Court reduced a fine given to the German chemicals producer, saying regulators mislabeled the company as the leader of a cartel to fix food preservative prices.

BRUSSELS, Belgium (AP) -- An EU court on Wednesday reduced a fine given to German chemicals producer Hoechst AG, saying EU regulators were wrong to label the company as the leader of a cartel to fix the price of food preservatives.

The European Commission fined Hoechst euro99 million in 2003 for clubbing together with four Japanese manufacturers to allocate quotas and fix prices for sorbates sold in Europe from 1978 to 1996.

Sorbates are used to prevent micro-organisms from growing in foods.

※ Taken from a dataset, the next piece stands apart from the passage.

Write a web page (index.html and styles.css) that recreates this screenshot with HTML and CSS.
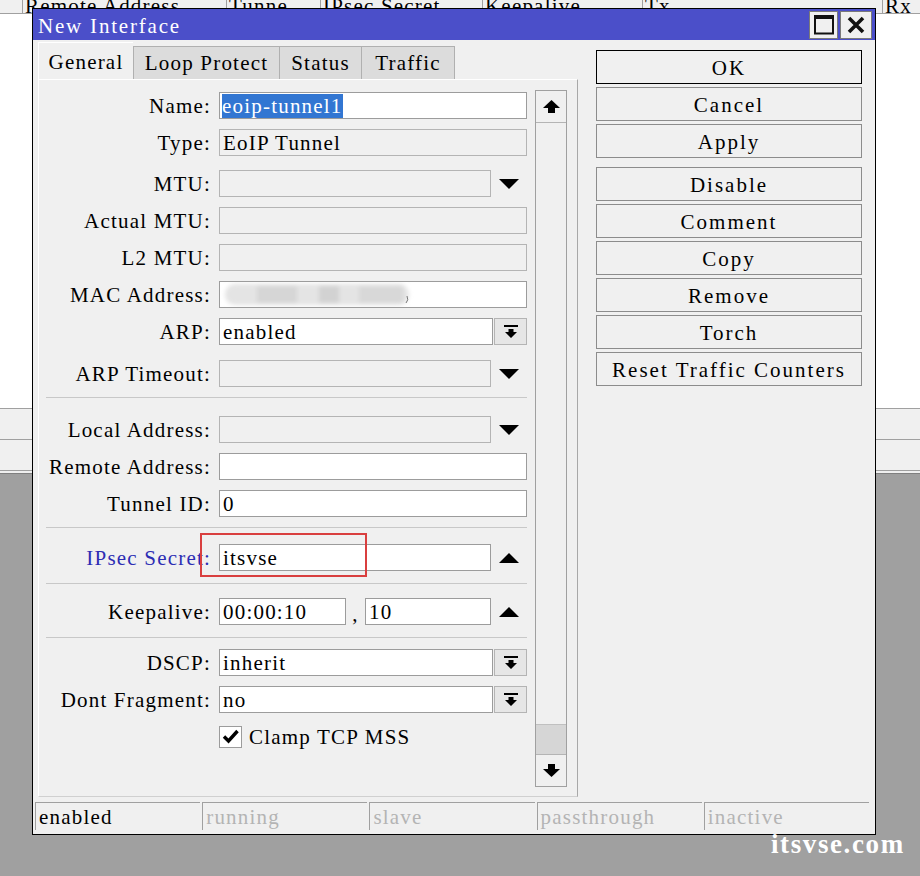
FILE: index.html
```html
<!DOCTYPE html>
<html lang="en">
<head>
    <meta charset="UTF-8">
    <meta name="viewport" content="width=device-width, initial-scale=1.0">
    <title>New Interface</title>
    <link rel="stylesheet" href="styles.css">
</head>
<body>
    <!-- interface list behind the dialog -->
    <div class="desk">
        <div class="bg-head">
            <div class="bg-col w0"></div>
            <div class="bg-col w1">Remote Address</div>
            <div class="bg-col w2">Tunne</div>
            <div class="bg-col w3">IPsec Secret</div>
            <div class="bg-col w4">Keepalive</div>
            <div class="bg-col w5">Tx</div>
            <div class="bg-col w6">Rx</div>
        </div>
        <div class="bg-list"></div>
        <div class="bg-bar"></div>
        <div class="bg-bar"></div>
        <div class="bg-foot"></div>
    </div>

    <div class="dialog">
        <div class="titlebar">
            <span class="title">New Interface</span>
            <div class="tb-btns">
                <div class="tb-btn">
                    <svg width="22" height="22" viewBox="0 0 22 22"><rect x="2" y="2.5" width="18" height="17" fill="none" stroke="#111" stroke-width="2"/><rect x="1" y="1" width="20" height="4" fill="#111"/></svg>
                </div>
                <div class="tb-btn close">
                    <svg width="18" height="18" viewBox="0 0 18 18"><path d="M2 2L16 16M16 2L2 16" stroke="#111" stroke-width="3.6"/></svg>
                </div>
            </div>
        </div>

        <div class="body">
            <div class="left">
                <div class="tabs">
                    <div class="tab active">General</div>
                    <div class="tab t-loop">Loop Protect</div>
                    <div class="tab t-status">Status</div>
                    <div class="tab t-traffic">Traffic</div>
                </div>
                <div class="panel">
                    <div class="form">
                        <div class="sec">
                            <div class="row">
                                <div class="lbl">Name:</div>
                                <div class="fld full name"><span class="sel">eoip-tunnel1</span></div>
                            </div>
                            <div class="row">
                                <div class="lbl">Type:</div>
                                <div class="fld full ro">EoIP Tunnel</div>
                            </div>
                            <div class="row gap4">
                                <div class="lbl">MTU:</div>
                                <div class="fld short ro"></div>
                                <div class="arrow"><svg width="20" height="10" viewBox="0 0 20 10"><path d="M0 0H20L10 10Z"/></svg></div>
                            </div>
                            <div class="row">
                                <div class="lbl">Actual MTU:</div>
                                <div class="fld full ro"></div>
                            </div>
                            <div class="row">
                                <div class="lbl">L2 MTU:</div>
                                <div class="fld full ro"></div>
                            </div>
                            <div class="row">
                                <div class="lbl">MAC Address:</div>
                                <div class="fld full mac">
                                    <svg width="200" height="25" viewBox="0 0 200 25">
                                        <defs><filter id="blur"><feGaussianBlur stdDeviation="2.2"/></filter></defs>
                                        <g filter="url(#blur)">
                                            <rect x="4" y="2" width="184" height="21" rx="10" fill="#e4e4e4"/>
                                            <rect x="36" y="4" width="40" height="17" fill="#d6d6d6"/>
                                            <rect x="98" y="4" width="20" height="17" fill="#d2d2d2"/>
                                            <rect x="138" y="4" width="44" height="17" fill="#d8d8d8"/>
                                        </g>
                                        <path d="M186 14Q188 18 185 21" stroke="#777" stroke-width="1" fill="none"/>
                                    </svg>
                                </div>
                            </div>
                            <div class="row">
                                <div class="lbl">ARP:</div>
                                <div class="fld combo">enabled</div>
                                <div class="dbtn"><svg width="14" height="14" viewBox="0 0 14 14"><path d="M0 0H14V2H0ZM4.5 4H9.5V7H13L7 13L1 7H4.5Z"/></svg></div>
                            </div>
                            <div class="row gap5">
                                <div class="lbl">ARP Timeout:</div>
                                <div class="fld short ro"></div>
                                <div class="arrow"><svg width="20" height="10" viewBox="0 0 20 10"><path d="M0 0H20L10 10Z"/></svg></div>
                            </div>
                        </div>

                        <div class="sec s2">
                            <div class="row">
                                <div class="lbl">Local Address:</div>
                                <div class="fld short ro"></div>
                                <div class="arrow"><svg width="20" height="10" viewBox="0 0 20 10"><path d="M0 0H20L10 10Z"/></svg></div>
                            </div>
                            <div class="row">
                                <div class="lbl">Remote Address:</div>
                                <div class="fld full"></div>
                            </div>
                            <div class="row">
                                <div class="lbl">Tunnel ID:</div>
                                <div class="fld full">0</div>
                            </div>
                        </div>

                        <div class="sec s3">
                            <div class="row">
                                <div class="lbl blue">IPsec Secret:</div>
                                <div class="fld short">itsvse</div>
                                <div class="arrow"><svg width="20" height="10" viewBox="0 0 20 10"><path d="M0 10H20L10 0Z"/></svg></div>
                                <div class="mark-box"></div>
                            </div>
                        </div>

                        <div class="sec s4">
                            <div class="row">
                                <div class="lbl">Keepalive:</div>
                                <div class="fld k1">00:00:10</div>
                                <div class="comma">,</div>
                                <div class="fld k2">10</div>
                                <div class="arrow"><svg width="20" height="10" viewBox="0 0 20 10"><path d="M0 10H20L10 0Z"/></svg></div>
                            </div>
                        </div>

                        <div class="sec s5">
                            <div class="row">
                                <div class="lbl">DSCP:</div>
                                <div class="fld combo">inherit</div>
                                <div class="dbtn"><svg width="14" height="14" viewBox="0 0 14 14"><path d="M0 0H14V2H0ZM4.5 4H9.5V7H13L7 13L1 7H4.5Z"/></svg></div>
                            </div>
                            <div class="row">
                                <div class="lbl">Dont Fragment:</div>
                                <div class="fld combo">no</div>
                                <div class="dbtn"><svg width="14" height="14" viewBox="0 0 14 14"><path d="M0 0H14V2H0ZM4.5 4H9.5V7H13L7 13L1 7H4.5Z"/></svg></div>
                            </div>
                            <div class="row">
                                <div class="check"><svg width="17" height="15" viewBox="0 0 17 15"><path d="M2 7.5L6.5 12L15.5 2" fill="none" stroke="#000" stroke-width="3.4"/></svg></div>
                                <div class="check-lbl">Clamp TCP MSS</div>
                            </div>
                        </div>
                    </div>

                    <div class="scroll">
                        <div class="sb-btn up"><svg width="17" height="13" viewBox="0 0 17 13"><path d="M8.5 0L17 8H12V13H5V8H0Z"/></svg></div>
                        <div class="sb-track"><div class="sb-thumb"></div></div>
                        <div class="sb-btn down"><svg width="17" height="13" viewBox="0 0 17 13"><path d="M5 0H12V5H17L8.5 13L0 5H5Z"/></svg></div>
                    </div>
                </div>
            </div>

            <div class="actions">
                <div class="btn default">OK</div>
                <div class="btn">Cancel</div>
                <div class="btn">Apply</div>
                <div class="btn gap">Disable</div>
                <div class="btn">Comment</div>
                <div class="btn">Copy</div>
                <div class="btn">Remove</div>
                <div class="btn">Torch</div>
                <div class="btn">Reset Traffic Counters</div>
            </div>
        </div>

        <div class="status">
            <div class="seg on">enabled</div>
            <div class="seg">running</div>
            <div class="seg">slave</div>
            <div class="seg">passthrough</div>
            <div class="seg">inactive</div>
        </div>
    </div>

    <div class="watermark">itsvse.com</div>
</body>
</html>
```

FILE: styles.css
```css
body {
    margin: 0;
    width: 920px;
    height: 876px;
    overflow: hidden;
    position: relative;
    background: #a0a0a0;
    font-family: "Liberation Serif", "DejaVu Serif", serif;
    font-size: 21px;
    letter-spacing: 1.2px;
    color: #000;
}

/* background window */
.bg-head {
    display: flex;
    height: 13px;
    line-height: 13px;
    background: #f0f0f0;
    border-bottom: 1px solid #a0a0a0;
    overflow: hidden;
}
.bg-col {
    box-sizing: border-box;
    border-left: 1px solid #a0a0a0;
    padding-left: 2px;
    white-space: nowrap;
    overflow: hidden;
}
.w0 { width: 22px; border-left: none; padding: 0; }
.w1 { width: 204px; }
.w2 { width: 94px; }
.w3 { width: 162px; }
.w4 { width: 160px; }
.w5 { width: 240px; }
.w6 { flex: 1; }
.bg-list {
    height: 394px;
    background: #fff;
}
.bg-bar {
    height: 30px;
    border-top: 1px solid #a0a0a0;
    background: #f0f0f0;
}
.bg-foot {
    height: 2px;
    border-top: 1px solid #a0a0a0;
    border-bottom: 1px solid #808080;
    background: #f0f0f0;
}

/* dialog */
.dialog {
    position: absolute;
    left: 32px;
    top: 8px;
    width: 842px;
    height: 825px;
    border: 1px solid #000;
    background: #f0f0f0;
    display: flex;
    flex-direction: column;
}
.titlebar {
    height: 31px;
    display: flex;
    align-items: center;
    padding-left: 5px;
    background: #4b4fc9;
    color: #fff;
}
.title {
    padding-top: 3px;
    letter-spacing: 1.8px;
}
.tb-btns {
    margin-left: auto;
    display: flex;
    gap: 2px;
    padding-right: 3px;
}
.tb-btn {
    width: 29px;
    height: 28px;
    box-sizing: border-box;
    border: 1px solid #7a7a7a;
    background: #f0f0f0;
    display: flex;
    align-items: center;
    justify-content: center;
}
.tb-btn.close { width: 32px; }

.body {
    height: 762px;
    display: flex;
    padding: 0 13px 0 5px;
}
.left {
    width: 540px;
    display: flex;
    flex-direction: column;
    padding: 2px 0 5px;
}
.tabs {
    display: flex;
    align-items: flex-end;
    height: 37px;
}
.tab {
    height: 33px;
    line-height: 32px;
    box-sizing: border-box;
    background: #dcdcdc;
    border: 1px solid #b0b0b0;
    border-bottom: none;
    text-align: center;
    white-space: nowrap;
}
.tab.active {
    width: 95px;
    height: 37px;
    line-height: 38px;
    background: #f0f0f0;
    border-color: #fff;
    border-right: none;
}
.t-loop { width: 147px; }
.t-status { width: 83px; margin-left: -1px; }
.t-traffic { width: 94px; margin-left: -1px; }

.panel {
    flex: 1;
    display: flex;
    align-items: flex-start;
    padding-top: 12px;
    border: 1px solid;
    border-color: #fff #a8a8a8 #d0d0d0 #fff;
}
.form {
    width: 481px;
    margin-left: 7px;
}
.sec {
    display: flex;
    flex-direction: column;
}
.sec + .sec { border-top: 1px solid #c8c8c8; }
.s2 { padding-top: 18px; }
.s3 { padding: 16px 0 2px; }
.s4 { padding: 14px 0 2px; }
.s5 { padding-top: 11px; }

.row {
    position: relative;
    display: flex;
    align-items: center;
    height: 27px;
    margin-bottom: 10px;
}
.row.gap4 { margin-top: 4px; }
.row.gap5 { margin-top: 5px; }
.lbl {
    width: 165px;
    margin-right: 8px;
    text-align: right;
    white-space: nowrap;
    line-height: 27px;
    padding-top: 2px;
}
.lbl.blue { color: #2d2db4; }

.fld {
    height: 27px;
    box-sizing: border-box;
    border: 1px solid #9c9c9c;
    background: #fff;
    line-height: 26px;
    padding-left: 3px;
    white-space: nowrap;
    overflow: hidden;
}
.fld.ro {
    background: #f0f0f0;
    border-color: #b4b4b4;
}
.full { width: 308px; }
.short { width: 272px; }
.combo { width: 274px; }
.k1 { width: 127px; }
.k2 { width: 126px; }
.fld.name { padding-left: 2px; }
.sel {
    background: #3276d2;
    color: #fff;
}
.fld.mac { padding: 0 0 0 1px; }
.fld.mac svg { display: block; }
.comma {
    width: 19px;
    text-align: center;
    padding-top: 6px;
}
.arrow {
    width: 36px;
    display: flex;
    justify-content: center;
}
.dbtn {
    width: 33px;
    height: 27px;
    margin-left: 1px;
    box-sizing: border-box;
    border: 1px solid #b4b4b4;
    background: #e6e6e6;
    display: flex;
    align-items: center;
    justify-content: center;
}
.check {
    width: 23px;
    height: 22px;
    margin-left: 173px;
    box-sizing: border-box;
    border: 1px solid #9c9c9c;
    background: #fff;
    display: flex;
    align-items: center;
    justify-content: center;
}
.check-lbl {
    margin-left: 7px;
    padding-top: 2px;
}
.mark-box {
    position: absolute;
    left: 154px;
    top: -11px;
    width: 167px;
    height: 44px;
    box-sizing: border-box;
    border: 2px solid #d93f3f;
}

.scroll {
    width: 32px;
    height: 697px;
    margin: -2px 0 0 8px;
    box-sizing: border-box;
    border: 1px solid #a0a0a0;
    display: flex;
    flex-direction: column;
    background: #f0f0f0;
}
.sb-btn {
    height: 31px;
    display: flex;
    align-items: center;
    justify-content: center;
}
.sb-btn.up { border-bottom: 1px solid #b4b4b4; }
.sb-btn.down { border-top: 1px solid #b4b4b4; }
.sb-track {
    flex: 1;
    display: flex;
    flex-direction: column;
    justify-content: flex-end;
}
.sb-thumb {
    height: 29px;
    background: #d6d6d6;
    border-top: 1px solid #c0c0c0;
}

.actions {
    width: 266px;
    margin-left: 18px;
    padding-top: 10px;
    display: flex;
    flex-direction: column;
    gap: 3px;
}
.btn {
    height: 34px;
    box-sizing: border-box;
    border: 1px solid #8c8c8c;
    background: #f0f0f0;
    text-align: center;
    line-height: 34px;
    letter-spacing: 2px;
    white-space: nowrap;
}
.btn.default { border-color: #000; }
.btn.gap { margin-top: 6px; }

.status {
    height: 28px;
    display: grid;
    grid-template-columns: repeat(5, 1fr);
    gap: 2px;
    padding: 0 6px 0 2px;
    margin-bottom: 4px;
}
.seg {
    border-top: 1px solid #a0a0a0;
    border-left: 1px solid #a0a0a0;
    padding-left: 3px;
    line-height: 28px;
    color: #b4b4b4;
    white-space: nowrap;
    overflow: hidden;
}
.seg.on { color: #000; }

.watermark {
    position: absolute;
    left: 771px;
    top: 829px;
    font-family: "Liberation Serif", serif;
    font-weight: bold;
    font-size: 27px;
    letter-spacing: 1.6px;
    color: #fff;
}
```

The Court of First Instance -- the EU's second-highest court -- reduced that fine to euro74.25 million (US$114.9 million), saying regulators did not properly alert Hoechst that they saw the company as the leader of the cartel.

The Luxembourg-based court said this meant Hoechst was not in a position to defend itself properly against the EU charges.

The Commission had justified the high level of the fine -- then one of the largest levied on a company -- because it said Hoechst was the main mover in the price-fixing and was a repeat offender.

The court also said regulators broke their own rules on fair treatment because they had told Chisso -- the company that blew the whistle and won complete immunity -- that they would let it know if another member of the cartel was more cooperative. EU regulators are not supposed to give companies any information about what other companies are doing.